Embracing Authenticity in the Coaching World

I can’t honestly say the last time I said “I don’t know.”

To my fellow coaches, consultants, speakers, writers, influencers, and everyone in the sphere of guidance and inspiration—do you ever feel the weight of the expectation to always have the answers? I certainly do. While physically robust, the mental exhaustion from perpetually being the one with solutions for clients, kids, friends, and partners is real.

I get it; it's our job. We're hired to provide insights and strategies, but let's be real—is it realistic to believe we can be experts in every situation? No, it's not.
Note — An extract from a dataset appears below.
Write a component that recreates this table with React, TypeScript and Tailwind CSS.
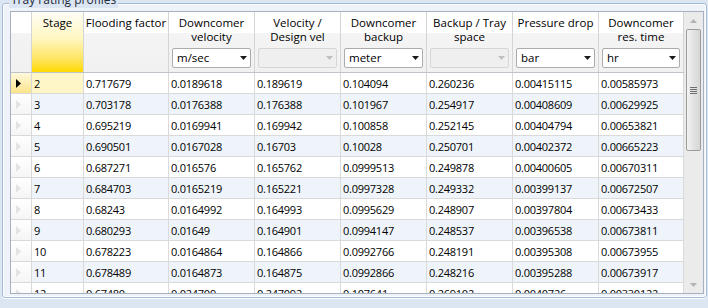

Recently, due to some personal realities, I took a step back from sharing on social media related to my business. As I shifted from producing content to consuming it, I noticed something profound. None of the coaches, consultants, speakers, or influencers I follow online ever admit they don't know. Even in areas where I consider myself highly proficient, the reality is, I don't know everything. I was guilty of perpetuating that illusion.

Perhaps I'm not alone in this, but I don't know everything about goal-setting, achieving them, leadership, or business. I don't know everything about anything. It seems like, at times, there's a hubris in the coaching/consulting world, and I confess I was fully participating in it.

Most of us recognize that social media paints an idealized picture of life (or business). While I'm an optimist, life isn't always about golden retriever puppies, hugs, kisses, and brand new sports cars. Sometimes that puppy is pooping in your gym bag, and sometimes you don't have the answer to a client's question. And that's okay. That's expected. That's normal.

I'm here to admit that I only know what I know, and that's liberating. For a long time, I positioned myself as someone with all the answers. Letting go of that facade is incredibly freeing.

What I do have is a high level of confidence in my abilities, the lessons I've learned, and my genuine desire to help others. Helping others is at the core of what I do. It's my ultimate "why." But that doesn't mean I'm here to help every single person, and it doesn't mean I need to pretend that I can.

In the last 5-6 weeks, I've learned some of the most impactful lessons of my 41 years so far. If I keep trying to please everyone, appeal to everyone, and offer answers for everyone, I will ultimately show up for no one.

This post isn't a Jerry Maguire-esque reflective piece. It's a permission slip to myself that it's okay to be a coach with massive aspirations and a wild vision while accepting that there will be moments when the most honest and helpful response is, "I'm sorry, I don't know."